**DO THIS**
Every line of the material is to be repeated exactly as it stands.
★ ★ ★ ★
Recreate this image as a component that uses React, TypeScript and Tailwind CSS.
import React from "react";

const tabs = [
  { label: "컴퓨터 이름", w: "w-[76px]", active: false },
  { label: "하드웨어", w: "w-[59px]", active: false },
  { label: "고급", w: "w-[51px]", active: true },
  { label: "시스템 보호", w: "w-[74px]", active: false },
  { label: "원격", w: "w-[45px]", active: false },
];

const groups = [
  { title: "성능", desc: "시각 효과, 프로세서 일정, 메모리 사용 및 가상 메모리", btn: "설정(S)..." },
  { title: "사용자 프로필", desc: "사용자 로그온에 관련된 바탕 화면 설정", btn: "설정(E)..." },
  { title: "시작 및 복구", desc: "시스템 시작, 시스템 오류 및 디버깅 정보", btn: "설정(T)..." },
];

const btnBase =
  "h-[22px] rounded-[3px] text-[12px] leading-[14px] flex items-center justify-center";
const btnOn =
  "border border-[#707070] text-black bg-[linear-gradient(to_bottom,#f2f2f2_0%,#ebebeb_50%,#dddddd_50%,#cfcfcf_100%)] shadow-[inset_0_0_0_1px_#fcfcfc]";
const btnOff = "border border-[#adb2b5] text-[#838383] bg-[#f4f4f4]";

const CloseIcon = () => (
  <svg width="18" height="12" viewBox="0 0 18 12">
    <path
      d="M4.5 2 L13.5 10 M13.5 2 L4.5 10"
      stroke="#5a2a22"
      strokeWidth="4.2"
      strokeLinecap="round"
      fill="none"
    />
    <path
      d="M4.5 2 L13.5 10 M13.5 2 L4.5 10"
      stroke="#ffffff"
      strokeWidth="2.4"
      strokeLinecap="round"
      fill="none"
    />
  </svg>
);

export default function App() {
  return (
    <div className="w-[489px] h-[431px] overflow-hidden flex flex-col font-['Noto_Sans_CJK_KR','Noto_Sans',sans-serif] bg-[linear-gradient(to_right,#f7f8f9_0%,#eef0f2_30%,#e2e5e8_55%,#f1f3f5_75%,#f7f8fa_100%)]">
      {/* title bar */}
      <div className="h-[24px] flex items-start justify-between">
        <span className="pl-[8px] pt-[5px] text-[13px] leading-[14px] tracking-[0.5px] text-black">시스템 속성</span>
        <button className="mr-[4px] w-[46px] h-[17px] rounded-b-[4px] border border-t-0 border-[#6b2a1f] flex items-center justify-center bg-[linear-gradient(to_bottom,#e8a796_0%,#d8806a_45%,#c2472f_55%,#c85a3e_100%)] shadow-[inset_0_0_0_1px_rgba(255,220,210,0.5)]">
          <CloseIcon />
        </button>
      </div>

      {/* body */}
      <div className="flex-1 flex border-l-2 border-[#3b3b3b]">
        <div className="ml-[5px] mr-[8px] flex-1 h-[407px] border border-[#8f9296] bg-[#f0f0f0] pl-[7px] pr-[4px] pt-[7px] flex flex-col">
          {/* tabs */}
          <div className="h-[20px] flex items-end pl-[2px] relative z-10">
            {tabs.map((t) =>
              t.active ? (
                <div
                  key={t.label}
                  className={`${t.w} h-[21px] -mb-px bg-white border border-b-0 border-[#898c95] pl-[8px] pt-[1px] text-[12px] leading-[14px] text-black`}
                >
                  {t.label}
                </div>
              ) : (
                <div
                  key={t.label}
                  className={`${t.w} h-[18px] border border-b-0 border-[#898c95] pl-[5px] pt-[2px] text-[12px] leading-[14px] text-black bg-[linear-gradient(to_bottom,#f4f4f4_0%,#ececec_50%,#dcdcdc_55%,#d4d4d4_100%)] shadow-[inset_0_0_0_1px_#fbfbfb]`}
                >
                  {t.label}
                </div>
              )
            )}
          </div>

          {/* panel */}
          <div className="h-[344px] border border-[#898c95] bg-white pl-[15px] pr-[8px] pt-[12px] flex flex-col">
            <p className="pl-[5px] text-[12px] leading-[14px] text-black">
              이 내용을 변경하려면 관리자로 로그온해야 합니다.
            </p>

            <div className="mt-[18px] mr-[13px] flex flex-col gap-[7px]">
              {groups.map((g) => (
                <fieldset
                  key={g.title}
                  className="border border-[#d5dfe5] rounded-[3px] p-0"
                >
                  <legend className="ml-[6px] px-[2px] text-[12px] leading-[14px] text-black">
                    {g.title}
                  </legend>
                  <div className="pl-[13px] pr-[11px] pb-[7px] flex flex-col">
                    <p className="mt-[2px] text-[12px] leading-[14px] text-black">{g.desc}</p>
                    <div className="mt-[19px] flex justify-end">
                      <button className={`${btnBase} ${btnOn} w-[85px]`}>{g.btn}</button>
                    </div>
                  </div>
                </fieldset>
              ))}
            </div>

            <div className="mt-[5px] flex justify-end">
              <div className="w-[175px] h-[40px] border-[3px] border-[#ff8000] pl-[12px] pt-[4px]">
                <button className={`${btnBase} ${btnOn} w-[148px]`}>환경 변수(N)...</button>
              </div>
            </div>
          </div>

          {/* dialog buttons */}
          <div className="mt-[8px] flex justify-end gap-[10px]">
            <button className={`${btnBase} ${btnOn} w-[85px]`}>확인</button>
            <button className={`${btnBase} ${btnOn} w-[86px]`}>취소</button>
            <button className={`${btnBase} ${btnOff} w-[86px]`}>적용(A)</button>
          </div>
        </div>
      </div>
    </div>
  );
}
★ ★ ★ ★
**PROBLEM SOLUTION**
Recreate this image as a component that uses React, TypeScript and Tailwind CSS.
import React from "react";

const tabs = [
  { label: "컴퓨터 이름", w: "w-[76px]", active: false },
  { label: "하드웨어", w: "w-[59px]", active: false },
  { label: "고급", w: "w-[51px]", active: true },
  { label: "시스템 보호", w: "w-[74px]", active: false },
  { label: "원격", w: "w-[45px]", active: false },
];

const groups = [
  { title: "성능", desc: "시각 효과, 프로세서 일정, 메모리 사용 및 가상 메모리", btn: "설정(S)..." },
  { title: "사용자 프로필", desc: "사용자 로그온에 관련된 바탕 화면 설정", btn: "설정(E)..." },
  { title: "시작 및 복구", desc: "시스템 시작, 시스템 오류 및 디버깅 정보", btn: "설정(T)..." },
];

const btnBase =
  "h-[22px] rounded-[3px] text-[12px] leading-[14px] flex items-center justify-center";
const btnOn =
  "border border-[#707070] text-black bg-[linear-gradient(to_bottom,#f2f2f2_0%,#ebebeb_50%,#dddddd_50%,#cfcfcf_100%)] shadow-[inset_0_0_0_1px_#fcfcfc]";
const btnOff = "border border-[#adb2b5] text-[#838383] bg-[#f4f4f4]";

const CloseIcon = () => (
  <svg width="18" height="12" viewBox="0 0 18 12">
    <path
      d="M4.5 2 L13.5 10 M13.5 2 L4.5 10"
      stroke="#5a2a22"
      strokeWidth="4.2"
      strokeLinecap="round"
      fill="none"
    />
    <path
      d="M4.5 2 L13.5 10 M13.5 2 L4.5 10"
      stroke="#ffffff"
      strokeWidth="2.4"
      strokeLinecap="round"
      fill="none"
    />
  </svg>
);

export default function App() {
  return (
    <div className="w-[489px] h-[431px] overflow-hidden flex flex-col font-['Noto_Sans_CJK_KR','Noto_Sans',sans-serif] bg-[linear-gradient(to_right,#f7f8f9_0%,#eef0f2_30%,#e2e5e8_55%,#f1f3f5_75%,#f7f8fa_100%)]">
      {/* title bar */}
      <div className="h-[24px] flex items-start justify-between">
        <span className="pl-[8px] pt-[5px] text-[13px] leading-[14px] tracking-[0.5px] text-black">시스템 속성</span>
        <button className="mr-[4px] w-[46px] h-[17px] rounded-b-[4px] border border-t-0 border-[#6b2a1f] flex items-center justify-center bg-[linear-gradient(to_bottom,#e8a796_0%,#d8806a_45%,#c2472f_55%,#c85a3e_100%)] shadow-[inset_0_0_0_1px_rgba(255,220,210,0.5)]">
          <CloseIcon />
        </button>
      </div>

      {/* body */}
      <div className="flex-1 flex border-l-2 border-[#3b3b3b]">
        <div className="ml-[5px] mr-[8px] flex-1 h-[407px] border border-[#8f9296] bg-[#f0f0f0] pl-[7px] pr-[4px] pt-[7px] flex flex-col">
          {/* tabs */}
          <div className="h-[20px] flex items-end pl-[2px] relative z-10">
            {tabs.map((t) =>
              t.active ? (
                <div
                  key={t.label}
                  className={`${t.w} h-[21px] -mb-px bg-white border border-b-0 border-[#898c95] pl-[8px] pt-[1px] text-[12px] leading-[14px] text-black`}
                >
                  {t.label}
                </div>
              ) : (
                <div
                  key={t.label}
                  className={`${t.w} h-[18px] border border-b-0 border-[#898c95] pl-[5px] pt-[2px] text-[12px] leading-[14px] text-black bg-[linear-gradient(to_bottom,#f4f4f4_0%,#ececec_50%,#dcdcdc_55%,#d4d4d4_100%)] shadow-[inset_0_0_0_1px_#fbfbfb]`}
                >
                  {t.label}
                </div>
              )
            )}
          </div>

          {/* panel */}
          <div className="h-[344px] border border-[#898c95] bg-white pl-[15px] pr-[8px] pt-[12px] flex flex-col">
            <p className="pl-[5px] text-[12px] leading-[14px] text-black">
              이 내용을 변경하려면 관리자로 로그온해야 합니다.
            </p>

            <div className="mt-[18px] mr-[13px] flex flex-col gap-[7px]">
              {groups.map((g) => (
                <fieldset
                  key={g.title}
                  className="border border-[#d5dfe5] rounded-[3px] p-0"
                >
                  <legend className="ml-[6px] px-[2px] text-[12px] leading-[14px] text-black">
                    {g.title}
                  </legend>
                  <div className="pl-[13px] pr-[11px] pb-[7px] flex flex-col">
                    <p className="mt-[2px] text-[12px] leading-[14px] text-black">{g.desc}</p>
                    <div className="mt-[19px] flex justify-end">
                      <button className={`${btnBase} ${btnOn} w-[85px]`}>{g.btn}</button>
                    </div>
                  </div>
                </fieldset>
              ))}
            </div>

            <div className="mt-[5px] flex justify-end">
              <div className="w-[175px] h-[40px] border-[3px] border-[#ff8000] pl-[12px] pt-[4px]">
                <button className={`${btnBase} ${btnOn} w-[148px]`}>환경 변수(N)...</button>
              </div>
            </div>
          </div>

          {/* dialog buttons */}
          <div className="mt-[8px] flex justify-end gap-[10px]">
            <button className={`${btnBase} ${btnOn} w-[85px]`}>확인</button>
            <button className={`${btnBase} ${btnOn} w-[86px]`}>취소</button>
            <button className={`${btnBase} ${btnOff} w-[86px]`}>적용(A)</button>
          </div>
        </div>
      </div>
    </div>
  );
}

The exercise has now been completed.